The men look like they could be Jamaican, definitely more than South Africans. In South Africa, the faces that you see don’t really have ‘Jamaican features’, there are some looks that are straight up Mzansi. A black South African among Jamaicans is very likely to look different while I didn’t think this was true from what I saw in Gaborone.

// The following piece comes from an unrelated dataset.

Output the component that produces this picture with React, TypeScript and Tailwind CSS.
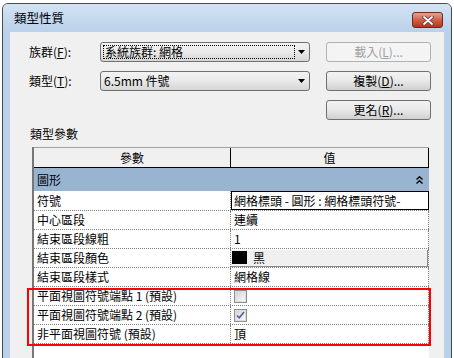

The word for the currency of Botswana ,’Pula’, literally means rain. We couldn’t come up with a good reason among ourselves so we settled on it having some relation to “make it rain” 🙂

It is not uncommon for grown men to hold hands. You will NEVER see this in Jamaica as it would be seen as gay, but when we stopped to ask 2 supermarket security guards for directions, one grabbed the others hand when they were disagreeing and held onto it for the rest of the convo. I’ve only seen it once in SA so far but we are told that it is common to see 2 grown heterosexual African or Indian men  walking holding hands.

The Pula is worth more than the Rand but only by a little bit, less than 1 unit. This means the Pula is stronger than the Jamaican Dollar too.

We stopped at River Walk Mall, and I don’t know if this is a big or small mall for them, but no mall in Kingston can really stand up beside it. We passed a coffee shop, a pizza place, a bar/bistro type vibes, an all you can eat Brazilian buffet, a game shop and a multiple theatre cinema equipped with game machines and the likes for extra fun. They have The Body Shop! Come on!  Apart from the game shop and the movie theatre everything else was open and packed at 5pm on a Monday evening.

I asked a bartender how many languages other than English he spoke and he said only one, whereas in South Africa people are generally multi-lingual. The official languages of Botswana are Tswana and English.

Women still had babies tied to their backs and kids were still in their school uniforms on the way home. Weaves are big there too…the hot girl thing is no joke and yes we saw white folks.

Second African country I’ve been too, and so far its the second African country I can say seems more advanced than Jamaica structurally and economically. Its such a shame the idea that we have of the continent in the West when from what I’ve seen in these 3 months, Jamaica is much more backward than these countries.